If we had wanted to achieve reunification by imposing socialism on Hong Kong, not all three parties would have accepted it. And reluctant acquiescence by some parties would only have led to turmoil. Even if there had been no armed conflict, Hong Kong would have become a bleak city with a host of problems, and that is not something we would have wanted. So the only solution to the Hong Kong question that would be acceptable to all three parties was the ``one country, two systems'' arrangement, under which Hong Kong would be allowed to retain its capitalist system and its status as a free port and a financial centre. There was no alternative. The idea of ``one country, two systems'' had first been suggested not in connection with Hong Kong but in connection with Taiwan. The nine principles concerning the Taiwan question, as proposed by Ye Jianying, Chairman of the Standing Committee of the National People's Congress, on the eve of National Day in 1981, were not summed up in the formula ``one country, two systems'', but that is in fact what they meant. And when the Hong Kong question was put on the table two years ago, we presented the idea in those terms.
When this idea was put forward, it was considered a new formulation, one that had never been offered by our predecessors. Some people doubted that it would work. They will have to be convinced by the facts. It seems to have worked so far. The Chinese, at least, think it works, because the negotiations of the past two years have proved that it does. This concept of ``one country, two systems'' has played a very important, if not decisive, role in the settlement of the Hong Kong question. It has been accepted by all three parties. Its viability will have been further demonstrated 13 years from now and 50 years after that. Some people are worried whether China will abide by the agreement once it has been signed. Your Excellency and the other British friends present here and people all over the world may be sure that China will always keep its promises.
A Japanese friend once asked me: Why do you specify a further period of 50 years? Why do you need to keep Hong Kong's current capitalist system unchanged for 50 years after 1997? What is the basis for this proposal? Do you have any particular reason in mind? I answered that we had, that this proposal too was based on China's realities. China has set itself the ambitious goal of quadrupling its GNP in two decades -- that is, by the end of this century -- and of reaching a level of comparative prosperity. But even then, China will still not be a wealthy or developed country. So that is only our first ambitious goal. It will take another 30 to 50 years after that for China to become a truly developed country, to approach -- not surpass -- the developed countries. If we need to follow the policy of opening China to the rest of the world until the end of this century, then 50 years later, when we are approaching the level of the developed countries, we shall have even more reason to follow it. If we departed from it, we could not accomplish anything. It is in China's vital interest to keep Hong Kong prosperous and stable. When we gave the figure of 50 years, we were not speaking casually or on impulse but in consideration of the realities in China and of our need for development. Similarly, we need a stable Taiwan for the rest of this century and the first half of the next. Taiwan is a part of China. China can have two systems within one and the same country. That is what we had in mind when we formulated our state policy. If people understand our fundamental viewpoint and the basis on which we have put forward this concept and established this policy, they will be convinced that we are not going to change it. I also explained to the Japanese friend that if the open policy remains unchanged in the first half of the next century, it will be even less likely to change in the 50 years after that, because then China will have more economic exchanges with other countries, and all countries will be more interdependent and inseparable.

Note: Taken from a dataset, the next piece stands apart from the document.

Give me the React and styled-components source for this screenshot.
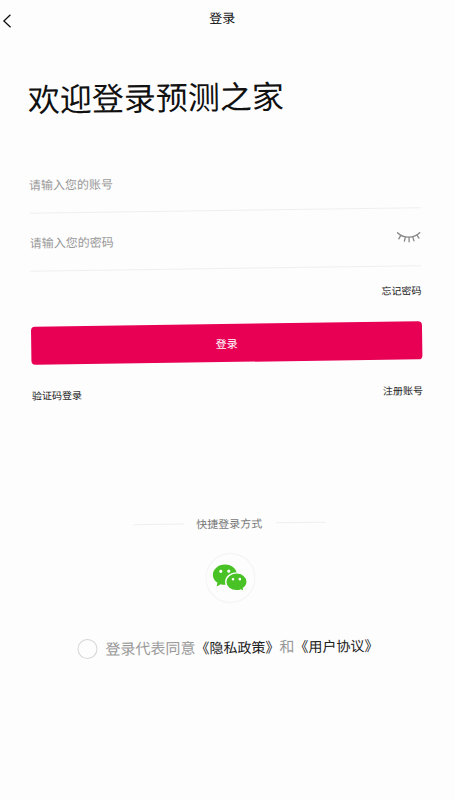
import React, { useState } from "react";

import styled, { createGlobalStyle, css } from "styled-components";

const GlobalStyle = createGlobalStyle`
  * {
    box-sizing: border-box;
  }
  body {
    margin: 0;
    background: #fdfdfd;
    color: #111;
    font-family: "Noto Sans CJK SC", "Noto Sans", sans-serif;
    overflow-x: hidden;
  }
  button, input {
    font-family: inherit;
  }
`;

// the whole screen leans slightly to the left
const Screen = styled.div`
  min-height: 100vh;
  overflow: hidden;
  transform: rotate(-0.8deg);
`;

const Header = styled.header`
  display: grid;
  grid-template-columns: 40px 1fr 40px;
  align-items: center;
  height: 36px;
`;

const IconButton = styled.button`
  display: flex;
  align-items: center;
  padding: 0;
  border: 0;
  background: none;
  cursor: pointer;
  ${props => props.$back && css`
    padding-left: 8px;
  `}
  ${props => props.$round && css`
    justify-content: center;
    width: 50px;
    height: 50px;
    margin: 20px auto 0;
    border: 1px solid #f3f3f3;
    border-radius: 50%;
  `}
`;

const HeaderTitle = styled.div`
  font-size: 13px;
  line-height: 20px;
  text-align: center;
`;

const Content = styled.main`
  padding: 35px 32px 0;
`;

const Title = styled.h1`
  margin: 0 0 34px;
  font-size: 32px;
  font-weight: 400;
  line-height: 48px;
`;

const Field = styled.div`
  display: flex;
  align-items: center;
  height: 58px;
  border-bottom: 1px solid #efefef;
`;

const Input = styled.input`
  flex: 1;
  min-width: 0;
  height: 20px;
  padding: 0;
  border: 0;
  outline: 0;
  background: none;
  color: #111;
  font-size: 12px;
  line-height: 20px;
  &::placeholder {
    color: #999;
    opacity: 1;
  }
`;

const Links = styled.div`
  display: flex;
  justify-content: ${props => props.$end ? "flex-end" : "space-between"};
  padding-top: ${props => props.$end ? 16 : 23}px;
`;

const Link = styled.a`
  color: #222;
  font-size: 10px;
  line-height: 16px;
  text-decoration: none;
`;

const Submit = styled.button`
  display: block;
  width: 100%;
  height: 38px;
  margin-top: 23px;
  padding: 0;
  border: 0;
  border-radius: 4px;
  background: #e80055;
  color: white;
  font-size: 11px;
  line-height: 20px;
  cursor: pointer;
`;

const Divider = styled.div`
  display: flex;
  align-items: center;
  justify-content: center;
  gap: 13px;
  margin-top: 112px;
  color: #777;
  font-size: 11px;
  line-height: 20px;
  &::before, &::after {
    content: "";
    width: 50px;
    height: 1px;
    background: #efefef;
  }
`;

const Agreement = styled.div`
  display: flex;
  align-items: center;
  justify-content: center;
  gap: 8px;
  margin-top: 32px;
  padding-right: 6px;
`;

const Check = styled.input`
  appearance: none;
  flex: none;
  width: 20px;
  height: 20px;
  margin: 0;
  border: 1px solid #d6d6d6;
  border-radius: 50%;
  &:checked {
    border: 6px solid #e80055;
  }
`;

const AgreementText = styled.label`
  color: #999;
  font-size: 15px;
  line-height: 24px;
  white-space: nowrap;
  ${Link} {
    font-size: 14px;
    line-height: 24px;
  }
`;

const BackIcon = () => (
  <svg width="9" height="14" viewBox="0 0 9 14" fill="none" stroke="#111" strokeWidth="1.3">
    <path d="M7.8 .7 1.2 7l6.6 6.3" />
  </svg>
);

const ClosedEyeIcon = () => (
  <svg width="24" height="12" viewBox="0 0 24 12" fill="none" stroke="#888" strokeWidth="1.3" strokeLinecap="round">
    <path d="M.8 1.2C6.6 7.2 17.4 7.2 23.2 1.2" />
    <path d="M4 4 2 7.2M8.6 5.6 7.6 9.6M12.3 6v4.3M16 5.5l1.2 4M20.2 3.8l2 3" />
  </svg>
);

const WechatIcon = () => (
  <svg width="35" height="28" viewBox="0 0 35 28">
    <path
      fill="#48c224"
      d="M12.6.5C5.9.5.4 5.1.4 10.8c0 3.3 1.8 6 4.5 7.9l-.9 3.7 4.2-2.2c1.3.4 2.8.6 4.4.6 6.7 0 12-4.5 12-10.1C24.6 5.1 19.3.5 12.6.5Z"
    />
    <path
      fill="#48c224"
      stroke="#fdfdfd"
      strokeWidth="1.4"
      d="M24 9C18 9 13.2 13 13.2 18s4.8 8.9 10.8 8.9c1.5 0 2.8-.2 4.1-.7l3.5 1.7-.8-3.3c2.2-1.6 3.8-3.9 3.8-6.6C34.6 13 30 9 24 9Z"
    />
    <circle cx="8.4" cy="7.2" r="1.6" fill="white" />
    <circle cx="16.4" cy="7.2" r="1.6" fill="white" />
    <circle cx="20.5" cy="15.3" r="1.3" fill="white" />
    <circle cx="27.3" cy="15.3" r="1.3" fill="white" />
  </svg>
);

const App = () => {
  const [visible, setVisible] = useState(false);

  return (
    <>
      <GlobalStyle />
      <Screen>
        <Header>
          <IconButton $back aria-label="返回"><BackIcon /></IconButton>
          <HeaderTitle>登录</HeaderTitle>
        </Header>
        <Content>
          <Title>欢迎登录预测之家</Title>
          <form onSubmit={e => e.preventDefault()}>
            <Field>
              <Input type="text" aria-label="账号" placeholder="请输入您的账号" />
            </Field>
            <Field>
              <Input
                type={visible ? "text" : "password"}
                aria-label="密码"
                placeholder="请输入您的密码"
              />
              <IconButton type="button" aria-label="显示密码" onClick={() => setVisible(!visible)}>
                <ClosedEyeIcon />
              </IconButton>
            </Field>
            <Links $end>
              <Link href="#forgot">忘记密码</Link>
            </Links>
            <Submit type="submit">登录</Submit>
          </form>
          <Links>
            <Link href="#code">验证码登录</Link>
            <Link href="#register">注册账号</Link>
          </Links>
          <Divider>快捷登录方式</Divider>
          <IconButton $round aria-label="微信登录"><WechatIcon /></IconButton>
          <Agreement>
            <Check type="checkbox" id="agree" />
            <AgreementText htmlFor="agree">
              登录代表同意<Link href="#privacy">《隐私政策》</Link>和<Link href="#terms">《用户协议》</Link>
            </AgreementText>
          </Agreement>
        </Content>
      </Screen>
    </>
  );
};

export default App;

I should also like to ask the Prime Minister to make it clear to the people of Hong Kong and of the rest of the world that the concept of ``one country, two systems'' includes not only capitalism but also socialism, which will be firmly maintained on the mainland of China, where one billion people live. There are one billion people on the mainland, approximately 20 million on Taiwan and 5.5 million in Hong Kong. The problem arises of how to handle relations between such widely divergent numbers. The fact that one billion people, the overwhelming majority in a vast area, live under socialism is the indispensable precondition that enables us to allow capitalism in these small, limited areas at our side. We believe the existence of capitalism in limited areas will actually be conducive to the development of socialism. We have opened some 20 cities to the outside world, on condition that the socialist economy remains predominant there. These cities will not change their socialist nature. On the contrary, the policy of opening to the outside world will favour the growth of the socialist economy there.
(Excerpt from a talk with Prime Minister Margaret Thatcher of the United Kingdom.)